→ **Task description**:
Produce an exact copy of the lines below that run from the line containing "Output the component" to the line containing "import React from", inclusive; any picture is omitted.

→ **Entries supplied**:
☆ ☆ ☆ ☆ ☆
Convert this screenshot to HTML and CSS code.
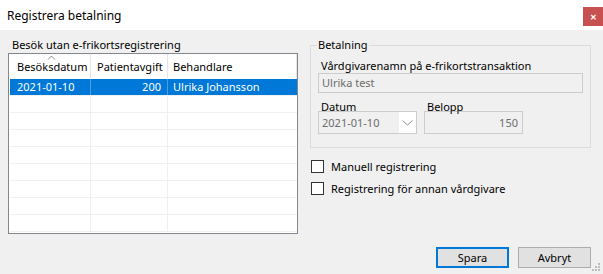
☆ ☆ ☆ ☆ ☆
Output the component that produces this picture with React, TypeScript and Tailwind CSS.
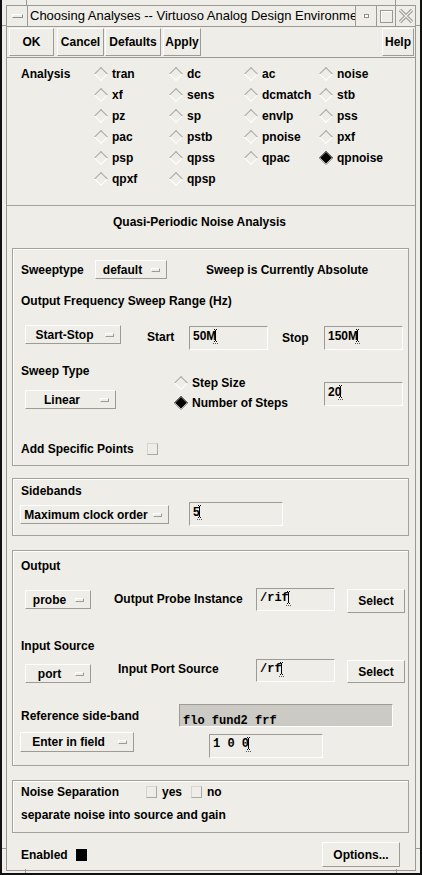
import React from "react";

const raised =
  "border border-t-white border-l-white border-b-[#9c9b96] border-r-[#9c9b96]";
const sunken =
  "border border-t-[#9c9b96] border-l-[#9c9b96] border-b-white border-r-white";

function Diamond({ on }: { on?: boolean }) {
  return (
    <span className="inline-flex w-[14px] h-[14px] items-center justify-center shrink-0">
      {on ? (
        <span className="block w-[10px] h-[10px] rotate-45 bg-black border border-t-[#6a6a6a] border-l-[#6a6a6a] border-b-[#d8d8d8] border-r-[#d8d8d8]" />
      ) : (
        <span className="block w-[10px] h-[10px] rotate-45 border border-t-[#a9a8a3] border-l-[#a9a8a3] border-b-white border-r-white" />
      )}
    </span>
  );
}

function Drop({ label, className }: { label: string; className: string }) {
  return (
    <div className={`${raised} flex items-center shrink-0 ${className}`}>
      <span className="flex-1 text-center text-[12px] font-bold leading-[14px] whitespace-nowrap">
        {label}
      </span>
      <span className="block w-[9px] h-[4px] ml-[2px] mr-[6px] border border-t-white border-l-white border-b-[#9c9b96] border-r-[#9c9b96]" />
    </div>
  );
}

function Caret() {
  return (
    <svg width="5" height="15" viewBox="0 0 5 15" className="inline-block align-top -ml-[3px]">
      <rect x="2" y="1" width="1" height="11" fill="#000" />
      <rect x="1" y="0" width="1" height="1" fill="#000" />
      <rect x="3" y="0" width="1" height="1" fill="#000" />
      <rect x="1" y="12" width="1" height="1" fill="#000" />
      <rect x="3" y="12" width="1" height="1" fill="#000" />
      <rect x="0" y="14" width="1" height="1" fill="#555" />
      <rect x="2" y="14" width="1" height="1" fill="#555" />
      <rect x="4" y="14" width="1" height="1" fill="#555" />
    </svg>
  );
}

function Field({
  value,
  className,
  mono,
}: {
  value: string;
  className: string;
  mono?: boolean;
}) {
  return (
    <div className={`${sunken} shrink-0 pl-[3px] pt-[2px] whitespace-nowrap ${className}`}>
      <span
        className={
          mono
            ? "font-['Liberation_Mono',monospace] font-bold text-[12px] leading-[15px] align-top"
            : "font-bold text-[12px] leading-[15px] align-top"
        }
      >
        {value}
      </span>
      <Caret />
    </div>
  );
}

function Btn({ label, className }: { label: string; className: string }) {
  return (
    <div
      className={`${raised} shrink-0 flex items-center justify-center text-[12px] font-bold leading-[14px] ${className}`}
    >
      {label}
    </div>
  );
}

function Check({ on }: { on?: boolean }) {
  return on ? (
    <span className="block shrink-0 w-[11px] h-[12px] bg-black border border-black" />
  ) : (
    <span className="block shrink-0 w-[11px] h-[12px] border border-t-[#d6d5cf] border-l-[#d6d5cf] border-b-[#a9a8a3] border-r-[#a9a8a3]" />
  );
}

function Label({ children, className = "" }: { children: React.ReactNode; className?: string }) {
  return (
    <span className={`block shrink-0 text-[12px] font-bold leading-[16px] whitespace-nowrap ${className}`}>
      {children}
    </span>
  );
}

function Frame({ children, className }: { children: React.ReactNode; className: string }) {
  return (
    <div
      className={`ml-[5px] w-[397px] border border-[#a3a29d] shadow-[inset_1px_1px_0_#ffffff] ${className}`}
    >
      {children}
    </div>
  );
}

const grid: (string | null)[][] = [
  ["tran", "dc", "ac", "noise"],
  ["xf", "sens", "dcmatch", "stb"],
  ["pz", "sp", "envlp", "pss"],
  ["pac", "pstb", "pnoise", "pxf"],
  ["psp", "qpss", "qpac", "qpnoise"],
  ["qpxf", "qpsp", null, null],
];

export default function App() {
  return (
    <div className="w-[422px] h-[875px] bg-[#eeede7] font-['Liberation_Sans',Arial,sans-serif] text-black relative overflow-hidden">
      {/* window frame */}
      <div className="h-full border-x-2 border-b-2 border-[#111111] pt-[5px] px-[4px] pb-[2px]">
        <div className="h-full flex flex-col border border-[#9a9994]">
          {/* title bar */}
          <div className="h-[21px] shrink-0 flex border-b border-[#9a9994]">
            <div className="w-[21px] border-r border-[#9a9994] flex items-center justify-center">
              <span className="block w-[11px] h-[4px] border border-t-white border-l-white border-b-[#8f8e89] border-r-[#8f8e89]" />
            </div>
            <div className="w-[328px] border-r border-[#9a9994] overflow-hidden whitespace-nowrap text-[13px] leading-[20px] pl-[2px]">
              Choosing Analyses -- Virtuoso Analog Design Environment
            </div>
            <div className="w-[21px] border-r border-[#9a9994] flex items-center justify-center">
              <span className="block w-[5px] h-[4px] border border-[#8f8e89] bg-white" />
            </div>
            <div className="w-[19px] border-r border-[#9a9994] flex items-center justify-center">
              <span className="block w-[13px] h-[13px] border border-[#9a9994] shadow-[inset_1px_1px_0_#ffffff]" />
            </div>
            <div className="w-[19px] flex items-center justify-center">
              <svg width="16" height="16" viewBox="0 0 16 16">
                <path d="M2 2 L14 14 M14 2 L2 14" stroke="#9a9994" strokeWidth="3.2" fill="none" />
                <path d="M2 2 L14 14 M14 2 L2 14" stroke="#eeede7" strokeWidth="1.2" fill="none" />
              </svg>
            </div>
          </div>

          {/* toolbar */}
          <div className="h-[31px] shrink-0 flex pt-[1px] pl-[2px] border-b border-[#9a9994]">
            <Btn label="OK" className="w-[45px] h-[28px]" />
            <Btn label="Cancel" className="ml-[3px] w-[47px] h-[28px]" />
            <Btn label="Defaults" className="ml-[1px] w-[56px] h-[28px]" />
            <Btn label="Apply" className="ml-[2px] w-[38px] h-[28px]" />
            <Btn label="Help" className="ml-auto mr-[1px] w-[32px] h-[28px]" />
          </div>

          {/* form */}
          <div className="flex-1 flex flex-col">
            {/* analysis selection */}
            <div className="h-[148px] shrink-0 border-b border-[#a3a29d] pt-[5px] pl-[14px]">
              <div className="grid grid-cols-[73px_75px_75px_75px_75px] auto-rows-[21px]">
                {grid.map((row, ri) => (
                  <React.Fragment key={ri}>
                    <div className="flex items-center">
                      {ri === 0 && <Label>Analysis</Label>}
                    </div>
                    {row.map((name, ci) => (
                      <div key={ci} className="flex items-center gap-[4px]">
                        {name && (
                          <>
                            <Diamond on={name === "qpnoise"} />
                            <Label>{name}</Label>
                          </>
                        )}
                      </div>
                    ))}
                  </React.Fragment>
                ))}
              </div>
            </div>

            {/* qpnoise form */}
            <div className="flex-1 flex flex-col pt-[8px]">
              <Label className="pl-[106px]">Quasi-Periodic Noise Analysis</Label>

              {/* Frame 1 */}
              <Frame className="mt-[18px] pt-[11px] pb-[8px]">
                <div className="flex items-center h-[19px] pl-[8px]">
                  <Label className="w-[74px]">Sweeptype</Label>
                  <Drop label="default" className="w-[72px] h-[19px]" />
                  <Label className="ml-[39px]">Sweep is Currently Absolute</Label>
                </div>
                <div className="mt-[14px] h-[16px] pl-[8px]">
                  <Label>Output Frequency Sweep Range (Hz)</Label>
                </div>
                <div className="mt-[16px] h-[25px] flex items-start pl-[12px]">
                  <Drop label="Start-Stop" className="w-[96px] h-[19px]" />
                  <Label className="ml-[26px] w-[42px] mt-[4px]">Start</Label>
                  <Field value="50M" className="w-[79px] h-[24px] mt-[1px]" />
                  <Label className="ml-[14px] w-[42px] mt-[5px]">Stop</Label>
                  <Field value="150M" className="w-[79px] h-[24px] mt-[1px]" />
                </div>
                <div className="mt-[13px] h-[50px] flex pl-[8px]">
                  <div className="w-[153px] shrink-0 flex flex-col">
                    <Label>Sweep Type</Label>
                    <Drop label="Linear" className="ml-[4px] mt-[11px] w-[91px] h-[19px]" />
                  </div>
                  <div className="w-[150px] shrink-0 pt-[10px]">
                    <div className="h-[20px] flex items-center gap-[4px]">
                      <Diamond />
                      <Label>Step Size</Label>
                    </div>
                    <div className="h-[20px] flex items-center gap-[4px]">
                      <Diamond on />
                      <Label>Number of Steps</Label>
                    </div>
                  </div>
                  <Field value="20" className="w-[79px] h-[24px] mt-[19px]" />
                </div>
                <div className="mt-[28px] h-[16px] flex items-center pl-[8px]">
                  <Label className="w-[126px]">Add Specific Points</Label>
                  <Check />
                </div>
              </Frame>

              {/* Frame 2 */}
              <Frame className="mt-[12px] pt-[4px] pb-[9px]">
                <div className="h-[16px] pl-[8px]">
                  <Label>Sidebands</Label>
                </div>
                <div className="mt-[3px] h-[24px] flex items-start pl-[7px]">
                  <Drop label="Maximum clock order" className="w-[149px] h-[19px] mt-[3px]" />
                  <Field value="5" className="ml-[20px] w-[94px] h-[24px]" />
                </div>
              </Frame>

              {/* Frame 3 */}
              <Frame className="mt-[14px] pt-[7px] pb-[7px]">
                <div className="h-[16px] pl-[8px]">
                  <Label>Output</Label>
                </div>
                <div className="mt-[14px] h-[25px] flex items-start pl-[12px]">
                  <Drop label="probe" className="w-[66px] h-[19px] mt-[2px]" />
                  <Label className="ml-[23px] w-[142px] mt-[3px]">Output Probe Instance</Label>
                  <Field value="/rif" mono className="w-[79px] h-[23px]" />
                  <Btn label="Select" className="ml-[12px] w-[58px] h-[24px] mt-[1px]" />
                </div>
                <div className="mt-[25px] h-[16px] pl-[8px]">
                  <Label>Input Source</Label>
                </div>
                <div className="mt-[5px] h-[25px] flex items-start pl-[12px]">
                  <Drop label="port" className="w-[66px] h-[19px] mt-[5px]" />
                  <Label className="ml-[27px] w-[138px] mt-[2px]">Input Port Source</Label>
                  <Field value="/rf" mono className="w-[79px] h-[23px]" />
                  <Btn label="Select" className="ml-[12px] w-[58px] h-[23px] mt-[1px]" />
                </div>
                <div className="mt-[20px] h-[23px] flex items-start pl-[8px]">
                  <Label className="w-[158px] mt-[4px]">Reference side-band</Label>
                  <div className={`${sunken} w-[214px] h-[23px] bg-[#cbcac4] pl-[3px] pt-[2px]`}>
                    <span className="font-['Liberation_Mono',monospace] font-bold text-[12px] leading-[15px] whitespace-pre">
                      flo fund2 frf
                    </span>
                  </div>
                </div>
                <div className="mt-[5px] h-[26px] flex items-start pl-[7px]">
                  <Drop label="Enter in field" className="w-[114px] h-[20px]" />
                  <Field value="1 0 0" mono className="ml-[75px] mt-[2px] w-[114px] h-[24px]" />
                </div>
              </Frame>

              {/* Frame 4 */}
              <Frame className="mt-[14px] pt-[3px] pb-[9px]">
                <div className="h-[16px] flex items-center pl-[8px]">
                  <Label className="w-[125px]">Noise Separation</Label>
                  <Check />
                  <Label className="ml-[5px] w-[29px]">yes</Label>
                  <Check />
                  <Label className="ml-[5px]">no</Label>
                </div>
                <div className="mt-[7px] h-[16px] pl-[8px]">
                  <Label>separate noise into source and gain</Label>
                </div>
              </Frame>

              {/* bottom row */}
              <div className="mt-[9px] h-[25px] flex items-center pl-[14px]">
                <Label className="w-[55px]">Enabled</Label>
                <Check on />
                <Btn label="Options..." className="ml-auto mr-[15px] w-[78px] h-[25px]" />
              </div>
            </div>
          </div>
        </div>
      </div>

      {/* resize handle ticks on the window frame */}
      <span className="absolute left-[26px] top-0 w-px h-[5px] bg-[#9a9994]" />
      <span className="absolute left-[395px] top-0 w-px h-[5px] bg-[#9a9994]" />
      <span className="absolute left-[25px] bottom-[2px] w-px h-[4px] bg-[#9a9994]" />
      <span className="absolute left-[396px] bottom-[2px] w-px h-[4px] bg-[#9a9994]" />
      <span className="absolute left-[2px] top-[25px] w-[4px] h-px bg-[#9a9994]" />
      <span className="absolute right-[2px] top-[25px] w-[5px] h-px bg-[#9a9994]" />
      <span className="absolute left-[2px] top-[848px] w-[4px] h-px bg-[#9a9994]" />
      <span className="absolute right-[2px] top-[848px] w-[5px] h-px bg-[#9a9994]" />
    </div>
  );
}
☆ ☆ ☆ ☆ ☆
→ **Answer to this problem**:
Output the component that produces this picture with React, TypeScript and Tailwind CSS.
import React from "react";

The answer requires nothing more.